**Information shown:**
* start *

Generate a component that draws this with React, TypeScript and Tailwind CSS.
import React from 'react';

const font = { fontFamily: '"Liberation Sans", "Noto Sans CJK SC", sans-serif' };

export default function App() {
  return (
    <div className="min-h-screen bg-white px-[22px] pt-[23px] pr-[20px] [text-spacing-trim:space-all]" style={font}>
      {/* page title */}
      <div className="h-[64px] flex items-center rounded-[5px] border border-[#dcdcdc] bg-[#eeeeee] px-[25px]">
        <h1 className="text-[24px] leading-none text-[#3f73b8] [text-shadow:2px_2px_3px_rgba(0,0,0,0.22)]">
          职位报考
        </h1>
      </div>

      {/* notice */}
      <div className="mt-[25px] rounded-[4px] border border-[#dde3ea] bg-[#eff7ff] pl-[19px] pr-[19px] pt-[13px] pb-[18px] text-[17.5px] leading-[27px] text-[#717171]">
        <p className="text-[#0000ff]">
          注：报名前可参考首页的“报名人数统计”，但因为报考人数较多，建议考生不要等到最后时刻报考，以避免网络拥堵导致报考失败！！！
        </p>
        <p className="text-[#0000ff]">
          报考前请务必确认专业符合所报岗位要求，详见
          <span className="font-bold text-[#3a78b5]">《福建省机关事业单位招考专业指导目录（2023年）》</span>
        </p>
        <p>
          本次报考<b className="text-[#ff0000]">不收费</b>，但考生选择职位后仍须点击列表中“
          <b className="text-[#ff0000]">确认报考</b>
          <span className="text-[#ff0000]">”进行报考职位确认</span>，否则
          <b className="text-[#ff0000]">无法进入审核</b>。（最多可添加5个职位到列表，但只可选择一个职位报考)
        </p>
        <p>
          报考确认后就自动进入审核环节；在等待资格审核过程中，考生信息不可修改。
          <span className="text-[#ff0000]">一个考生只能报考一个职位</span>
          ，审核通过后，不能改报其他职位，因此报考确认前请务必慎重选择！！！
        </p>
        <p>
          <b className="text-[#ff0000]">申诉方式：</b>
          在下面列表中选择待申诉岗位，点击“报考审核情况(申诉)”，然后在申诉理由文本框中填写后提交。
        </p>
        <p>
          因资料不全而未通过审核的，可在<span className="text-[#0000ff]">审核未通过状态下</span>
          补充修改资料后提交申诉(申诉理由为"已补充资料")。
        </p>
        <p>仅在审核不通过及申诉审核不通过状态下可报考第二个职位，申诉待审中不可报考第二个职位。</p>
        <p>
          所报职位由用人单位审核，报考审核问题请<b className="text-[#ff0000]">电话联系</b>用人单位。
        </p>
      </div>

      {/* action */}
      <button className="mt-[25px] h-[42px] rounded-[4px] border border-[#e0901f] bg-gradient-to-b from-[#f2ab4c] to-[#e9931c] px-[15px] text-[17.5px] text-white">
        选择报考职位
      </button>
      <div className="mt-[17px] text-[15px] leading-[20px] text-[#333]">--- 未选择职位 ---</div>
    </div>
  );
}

* end *

**What you need to do:** Extract the whole listing, character for character.

**Answer below:**
Generate a component that draws this with React, TypeScript and Tailwind CSS.
import React from 'react';

const font = { fontFamily: '"Liberation Sans", "Noto Sans CJK SC", sans-serif' };

export default function App() {
  return (
    <div className="min-h-screen bg-white px-[22px] pt-[23px] pr-[20px] [text-spacing-trim:space-all]" style={font}>
      {/* page title */}
      <div className="h-[64px] flex items-center rounded-[5px] border border-[#dcdcdc] bg-[#eeeeee] px-[25px]">
        <h1 className="text-[24px] leading-none text-[#3f73b8] [text-shadow:2px_2px_3px_rgba(0,0,0,0.22)]">
          职位报考
        </h1>
      </div>

      {/* notice */}
      <div className="mt-[25px] rounded-[4px] border border-[#dde3ea] bg-[#eff7ff] pl-[19px] pr-[19px] pt-[13px] pb-[18px] text-[17.5px] leading-[27px] text-[#717171]">
        <p className="text-[#0000ff]">
          注：报名前可参考首页的“报名人数统计”，但因为报考人数较多，建议考生不要等到最后时刻报考，以避免网络拥堵导致报考失败！！！
        </p>
        <p className="text-[#0000ff]">
          报考前请务必确认专业符合所报岗位要求，详见
          <span className="font-bold text-[#3a78b5]">《福建省机关事业单位招考专业指导目录（2023年）》</span>
        </p>
        <p>
          本次报考<b className="text-[#ff0000]">不收费</b>，但考生选择职位后仍须点击列表中“
          <b className="text-[#ff0000]">确认报考</b>
          <span className="text-[#ff0000]">”进行报考职位确认</span>，否则
          <b className="text-[#ff0000]">无法进入审核</b>。（最多可添加5个职位到列表，但只可选择一个职位报考)
        </p>
        <p>
          报考确认后就自动进入审核环节；在等待资格审核过程中，考生信息不可修改。
          <span className="text-[#ff0000]">一个考生只能报考一个职位</span>
          ，审核通过后，不能改报其他职位，因此报考确认前请务必慎重选择！！！
        </p>
        <p>
          <b className="text-[#ff0000]">申诉方式：</b>
          在下面列表中选择待申诉岗位，点击“报考审核情况(申诉)”，然后在申诉理由文本框中填写后提交。
        </p>
        <p>
          因资料不全而未通过审核的，可在<span className="text-[#0000ff]">审核未通过状态下</span>
          补充修改资料后提交申诉(申诉理由为"已补充资料")。
        </p>
        <p>仅在审核不通过及申诉审核不通过状态下可报考第二个职位，申诉待审中不可报考第二个职位。</p>
        <p>
          所报职位由用人单位审核，报考审核问题请<b className="text-[#ff0000]">电话联系</b>用人单位。
        </p>
      </div>

      {/* action */}
      <button className="mt-[25px] h-[42px] rounded-[4px] border border-[#e0901f] bg-gradient-to-b from-[#f2ab4c] to-[#e9931c] px-[15px] text-[17.5px] text-white">
        选择报考职位
      </button>
      <div className="mt-[17px] text-[15px] leading-[20px] text-[#333]">--- 未选择职位 ---</div>
    </div>
  );
}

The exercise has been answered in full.